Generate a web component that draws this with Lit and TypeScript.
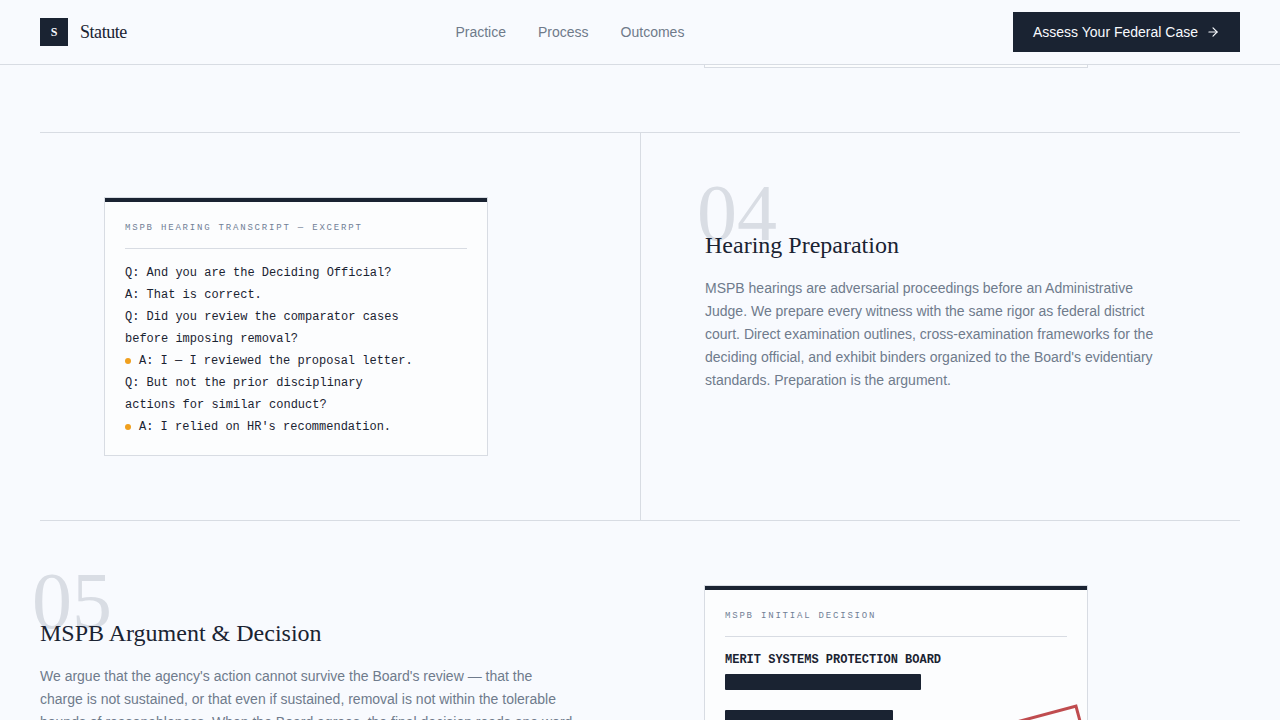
import { LitElement, html, css, svg } from "lit";
import { customElement, property } from "lit/decorators.js";

interface TranscriptLine {
  text: string;
  flagged?: boolean;
}

const NAV = ["Practice", "Process", "Outcomes"];

const TRANSCRIPT: TranscriptLine[] = [
  { text: "Q: And you are the Deciding Official?" },
  { text: "A: That is correct." },
  { text: "Q: Did you review the comparator cases" },
  { text: "before imposing removal?" },
  { text: "A: I — I reviewed the proposal letter.", flagged: true },
  { text: "Q: But not the prior disciplinary" },
  { text: "actions for similar conduct?" },
  { text: "A: I relied on HR's recommendation.", flagged: true },
];

const arrowRight = svg`
  <path d="M5 12h14" />
  <path d="m12 5 7 7-7 7" />
`;

@customElement("site-header")
export class SiteHeader extends LitElement {
  static styles = css`
    :host {
      display: block;
      background: #f8fafe;
      border-bottom: 1px solid #d8dce3;
    }
    .bar {
      display: flex;
      align-items: center;
      justify-content: space-between;
      height: 64px;
      padding: 0 40px;
    }
    a {
      text-decoration: none;
    }
    .brand {
      display: flex;
      align-items: center;
      gap: 12px;
      color: #1a2332;
      font: 18px/28px "Liberation Serif", serif;
      letter-spacing: -0.025em;
    }
    .mark {
      display: grid;
      place-items: center;
      width: 28px;
      height: 28px;
      background: #1a2332;
      color: #f8fafe;
      font-size: 12px;
      font-weight: 700;
      letter-spacing: normal;
    }
    .nav {
      display: flex;
      gap: 32px;
    }
    .link {
      color: #6f7a8a;
      font-size: 14px;
      line-height: 20px;
    }
    .cta {
      display: flex;
      align-items: center;
      gap: 8px;
      padding: 10px 20px;
      border: 0;
      background: #1a2332;
      color: #f8fafe;
      font: 14px/20px "Liberation Sans", sans-serif;
      cursor: pointer;
    }
    .arrow {
      width: 14px;
      height: 14px;
      fill: none;
      stroke: currentColor;
      stroke-width: 2;
      stroke-linecap: round;
      stroke-linejoin: round;
    }
  `;

  render() {
    return html`
      <header class="bar">
        <a class="brand" href="#top"><span class="mark">S</span><span>Statute</span></a>
        <nav class="nav">
          ${NAV.map((n) => html`<a class="link" href="#${n.toLowerCase()}">${n}</a>`)}
        </nav>
        <button class="cta" type="button">
          Assess Your Federal Case
          <svg class="arrow" viewBox="0 0 24 24" aria-hidden="true">${arrowRight}</svg>
        </button>
      </header>
    `;
  }
}

@customElement("case-document")
export class CaseDocument extends LitElement {
  @property() heading = "";

  static styles = css`
    :host {
      display: block;
      box-sizing: border-box;
      position: relative;
      max-width: 384px;
      border: 1px solid #d8dce3;
      background: #fcfdfe;
      color: #1a2332;
      font: 12px/22px "Liberation Mono", monospace;
    }
    .sheet {
      border-top: 4px solid #1a2332;
      padding: 20px 20px 17px;
    }
    .title {
      margin: 0 0 13px;
      padding-bottom: 14px;
      border-bottom: 1px solid #d8dce3;
      color: #718096;
      font-size: 9px;
      font-weight: 400;
      line-height: 12px;
      letter-spacing: 0.2em;
      text-transform: uppercase;
    }
  `;

  render() {
    return html`
      <div class="sheet">
        <h4 class="title">${this.heading}</h4>
        <slot></slot>
      </div>
    `;
  }
}

@customElement("step-copy")
export class StepCopy extends LitElement {
  @property() number = "";
  @property() heading = "";

  static styles = css`
    :host {
      display: block;
      position: relative;
      padding-top: 32px;
    }
    .number {
      position: absolute;
      top: -24px;
      left: -8px;
      color: #d9dde4;
      font: 80px/80px "Liberation Serif", serif;
    }
    .heading {
      position: relative;
      margin: 0 0 16px;
      color: #1a2332;
      font: 24px/32px "Liberation Serif", serif;
    }
    .body {
      margin: 0;
      color: #6f7b8c;
      font-size: 14px;
      line-height: 23px;
    }
  `;

  render() {
    return html`
      <span class="number" aria-hidden="true">${this.number}</span>
      <h3 class="heading">${this.heading}</h3>
      <p class="body"><slot></slot></p>
    `;
  }
}

@customElement("app-root")
export class AppRoot extends LitElement {
  static styles = css`
    :host {
      display: flex;
      flex-direction: column;
      height: 100vh;
      overflow: hidden;
      background: #f8fafe;
      font-family: "Liberation Sans", sans-serif;
    }
    .steps {
      flex: 1;
      min-height: 0;
      overflow: hidden;
      padding: 0 40px;
    }
    .step {
      display: grid;
      grid-template-columns: 1fr 1fr;
      border-top: 1px solid #d8dce3;
    }
    .step.previous {
      border-top: 0;
    }
    .cell {
      padding: 64px;
    }
    .cell.ruled {
      border-left: 1px solid #d8dce3;
    }
    .cell.flush {
      padding-left: 0;
    }
    .cell.tail {
      grid-column: 2;
      padding-top: 0;
    }
    .sheet-end {
      box-sizing: border-box;
      max-width: 384px;
      height: 3px;
      border: 1px solid #d8dce3;
      border-top: 0;
      background: #fcfdfe;
    }
    .flag {
      display: inline-block;
      width: 6px;
      height: 6px;
      margin-right: 8px;
      border-radius: 50%;
      background: #f0a01e;
      vertical-align: middle;
    }
    .board {
      display: block;
      line-height: 20px;
    }
    .redacted {
      height: 16px;
      margin: 4px 0 20px;
      border-radius: 1px;
      background: #1a2332;
    }
    .redacted.wide {
      width: 196px;
    }
    .redacted.narrow {
      width: 168px;
    }
    .stamp {
      position: absolute;
      right: 0;
      top: 138px;
      box-sizing: border-box;
      width: 160px;
      height: 56px;
      border: 3px solid #b8383c;
      opacity: 0.9;
      transform: rotate(-15deg);
    }
  `;

  render() {
    return html`
      <site-header></site-header>
      <main class="steps">
        <section class="step previous">
          <div class="cell tail"><div class="sheet-end"></div></div>
        </section>

        <section class="step">
          <div class="cell">
            <case-document heading="MSPB Hearing Transcript — Excerpt">
              ${TRANSCRIPT.map(
                (l) => html`<div>${l.flagged ? html`<span class="flag"></span>` : ""}${l.text}</div>`
              )}
            </case-document>
          </div>
          <div class="cell ruled">
            <step-copy number="04" heading="Hearing Preparation"
              >MSPB hearings are adversarial proceedings before an Administrative Judge. We prepare
              every witness with the same rigor as federal district court. Direct examination
              outlines, cross-examination frameworks for the deciding official, and exhibit binders
              organized to the Board's evidentiary standards. Preparation is the argument.</step-copy
            >
          </div>
        </section>

        <section class="step">
          <div class="cell flush">
            <step-copy number="05" heading="MSPB Argument &amp; Decision"
              >We argue that the agency's action cannot survive the Board's review — that the charge
              is not sustained, or that even if sustained, removal is not within the tolerable
              bounds of reasonableness. When the Board agrees, the final decision reads one
              word</step-copy
            >
          </div>
          <div class="cell">
            <case-document heading="MSPB Initial Decision">
              <strong class="board">MERIT SYSTEMS PROTECTION BOARD</strong>
              <div class="redacted wide"></div>
              <div class="redacted narrow"></div>
              <div class="stamp"></div>
            </case-document>
          </div>
        </section>
      </main>
    `;
  }
}
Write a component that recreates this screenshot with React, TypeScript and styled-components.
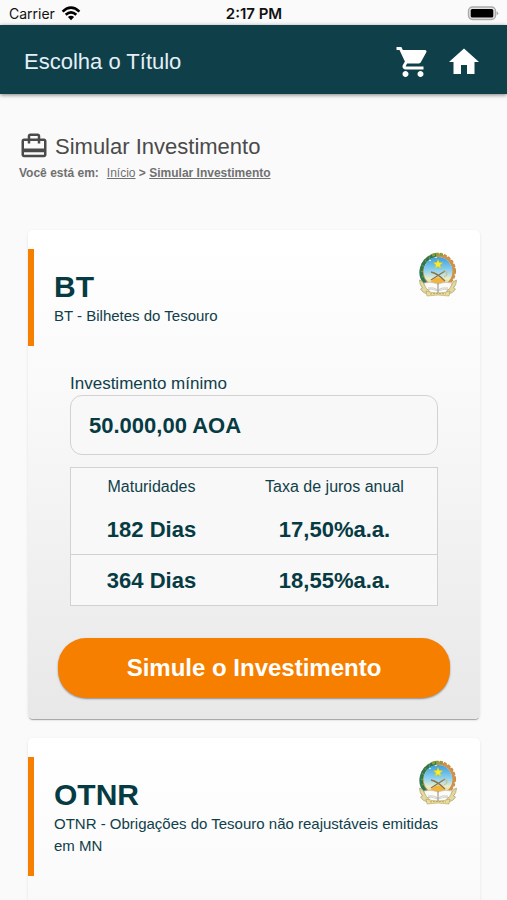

*****

REQUIRED TASK: Copy out each line exactly, without the pictures.

FINISHED ANSWER:
Generate a web component that draws this with Lit and TypeScript.
import { LitElement, html, css, svg } from "lit";
import { customElement, property } from "lit/decorators.js";

interface TranscriptLine {
  text: string;
  flagged?: boolean;
}

const NAV = ["Practice", "Process", "Outcomes"];

const TRANSCRIPT: TranscriptLine[] = [
  { text: "Q: And you are the Deciding Official?" },
  { text: "A: That is correct." },
  { text: "Q: Did you review the comparator cases" },
  { text: "before imposing removal?" },
  { text: "A: I — I reviewed the proposal letter.", flagged: true },
  { text: "Q: But not the prior disciplinary" },
  { text: "actions for similar conduct?" },
  { text: "A: I relied on HR's recommendation.", flagged: true },
];

const arrowRight = svg`
  <path d="M5 12h14" />
  <path d="m12 5 7 7-7 7" />
`;

@customElement("site-header")
export class SiteHeader extends LitElement {
  static styles = css`
    :host {
      display: block;
      background: #f8fafe;
      border-bottom: 1px solid #d8dce3;
    }
    .bar {
      display: flex;
      align-items: center;
      justify-content: space-between;
      height: 64px;
      padding: 0 40px;
    }
    a {
      text-decoration: none;
    }
    .brand {
      display: flex;
      align-items: center;
      gap: 12px;
      color: #1a2332;
      font: 18px/28px "Liberation Serif", serif;
      letter-spacing: -0.025em;
    }
    .mark {
      display: grid;
      place-items: center;
      width: 28px;
      height: 28px;
      background: #1a2332;
      color: #f8fafe;
      font-size: 12px;
      font-weight: 700;
      letter-spacing: normal;
    }
    .nav {
      display: flex;
      gap: 32px;
    }
    .link {
      color: #6f7a8a;
      font-size: 14px;
      line-height: 20px;
    }
    .cta {
      display: flex;
      align-items: center;
      gap: 8px;
      padding: 10px 20px;
      border: 0;
      background: #1a2332;
      color: #f8fafe;
      font: 14px/20px "Liberation Sans", sans-serif;
      cursor: pointer;
    }
    .arrow {
      width: 14px;
      height: 14px;
      fill: none;
      stroke: currentColor;
      stroke-width: 2;
      stroke-linecap: round;
      stroke-linejoin: round;
    }
  `;

  render() {
    return html`
      <header class="bar">
        <a class="brand" href="#top"><span class="mark">S</span><span>Statute</span></a>
        <nav class="nav">
          ${NAV.map((n) => html`<a class="link" href="#${n.toLowerCase()}">${n}</a>`)}
        </nav>
        <button class="cta" type="button">
          Assess Your Federal Case
          <svg class="arrow" viewBox="0 0 24 24" aria-hidden="true">${arrowRight}</svg>
        </button>
      </header>
    `;
  }
}

@customElement("case-document")
export class CaseDocument extends LitElement {
  @property() heading = "";

  static styles = css`
    :host {
      display: block;
      box-sizing: border-box;
      position: relative;
      max-width: 384px;
      border: 1px solid #d8dce3;
      background: #fcfdfe;
      color: #1a2332;
      font: 12px/22px "Liberation Mono", monospace;
    }
    .sheet {
      border-top: 4px solid #1a2332;
      padding: 20px 20px 17px;
    }
    .title {
      margin: 0 0 13px;
      padding-bottom: 14px;
      border-bottom: 1px solid #d8dce3;
      color: #718096;
      font-size: 9px;
      font-weight: 400;
      line-height: 12px;
      letter-spacing: 0.2em;
      text-transform: uppercase;
    }
  `;

  render() {
    return html`
      <div class="sheet">
        <h4 class="title">${this.heading}</h4>
        <slot></slot>
      </div>
    `;
  }
}

@customElement("step-copy")
export class StepCopy extends LitElement {
  @property() number = "";
  @property() heading = "";

  static styles = css`
    :host {
      display: block;
      position: relative;
      padding-top: 32px;
    }
    .number {
      position: absolute;
      top: -24px;
      left: -8px;
      color: #d9dde4;
      font: 80px/80px "Liberation Serif", serif;
    }
    .heading {
      position: relative;
      margin: 0 0 16px;
      color: #1a2332;
      font: 24px/32px "Liberation Serif", serif;
    }
    .body {
      margin: 0;
      color: #6f7b8c;
      font-size: 14px;
      line-height: 23px;
    }
  `;

  render() {
    return html`
      <span class="number" aria-hidden="true">${this.number}</span>
      <h3 class="heading">${this.heading}</h3>
      <p class="body"><slot></slot></p>
    `;
  }
}

@customElement("app-root")
export class AppRoot extends LitElement {
  static styles = css`
    :host {
      display: flex;
      flex-direction: column;
      height: 100vh;
      overflow: hidden;
      background: #f8fafe;
      font-family: "Liberation Sans", sans-serif;
    }
    .steps {
      flex: 1;
      min-height: 0;
      overflow: hidden;
      padding: 0 40px;
    }
    .step {
      display: grid;
      grid-template-columns: 1fr 1fr;
      border-top: 1px solid #d8dce3;
    }
    .step.previous {
      border-top: 0;
    }
    .cell {
      padding: 64px;
    }
    .cell.ruled {
      border-left: 1px solid #d8dce3;
    }
    .cell.flush {
      padding-left: 0;
    }
    .cell.tail {
      grid-column: 2;
      padding-top: 0;
    }
    .sheet-end {
      box-sizing: border-box;
      max-width: 384px;
      height: 3px;
      border: 1px solid #d8dce3;
      border-top: 0;
      background: #fcfdfe;
    }
    .flag {
      display: inline-block;
      width: 6px;
      height: 6px;
      margin-right: 8px;
      border-radius: 50%;
      background: #f0a01e;
      vertical-align: middle;
    }
    .board {
      display: block;
      line-height: 20px;
    }
    .redacted {
      height: 16px;
      margin: 4px 0 20px;
      border-radius: 1px;
      background: #1a2332;
    }
    .redacted.wide {
      width: 196px;
    }
    .redacted.narrow {
      width: 168px;
    }
    .stamp {
      position: absolute;
      right: 0;
      top: 138px;
      box-sizing: border-box;
      width: 160px;
      height: 56px;
      border: 3px solid #b8383c;
      opacity: 0.9;
      transform: rotate(-15deg);
    }
  `;

  render() {
    return html`
      <site-header></site-header>
      <main class="steps">
        <section class="step previous">
          <div class="cell tail"><div class="sheet-end"></div></div>
        </section>

        <section class="step">
          <div class="cell">
            <case-document heading="MSPB Hearing Transcript — Excerpt">
              ${TRANSCRIPT.map(
                (l) => html`<div>${l.flagged ? html`<span class="flag"></span>` : ""}${l.text}</div>`
              )}
            </case-document>
          </div>
          <div class="cell ruled">
            <step-copy number="04" heading="Hearing Preparation"
              >MSPB hearings are adversarial proceedings before an Administrative Judge. We prepare
              every witness with the same rigor as federal district court. Direct examination
              outlines, cross-examination frameworks for the deciding official, and exhibit binders
              organized to the Board's evidentiary standards. Preparation is the argument.</step-copy
            >
          </div>
        </section>

        <section class="step">
          <div class="cell flush">
            <step-copy number="05" heading="MSPB Argument &amp; Decision"
              >We argue that the agency's action cannot survive the Board's review — that the charge
              is not sustained, or that even if sustained, removal is not within the tolerable
              bounds of reasonableness. When the Board agrees, the final decision reads one
              word</step-copy
            >
          </div>
          <div class="cell">
            <case-document heading="MSPB Initial Decision">
              <strong class="board">MERIT SYSTEMS PROTECTION BOARD</strong>
              <div class="redacted wide"></div>
              <div class="redacted narrow"></div>
              <div class="stamp"></div>
            </case-document>
          </div>
        </section>
      </main>
    `;
  }
}
Write a component that recreates this screenshot with React, TypeScript and styled-components.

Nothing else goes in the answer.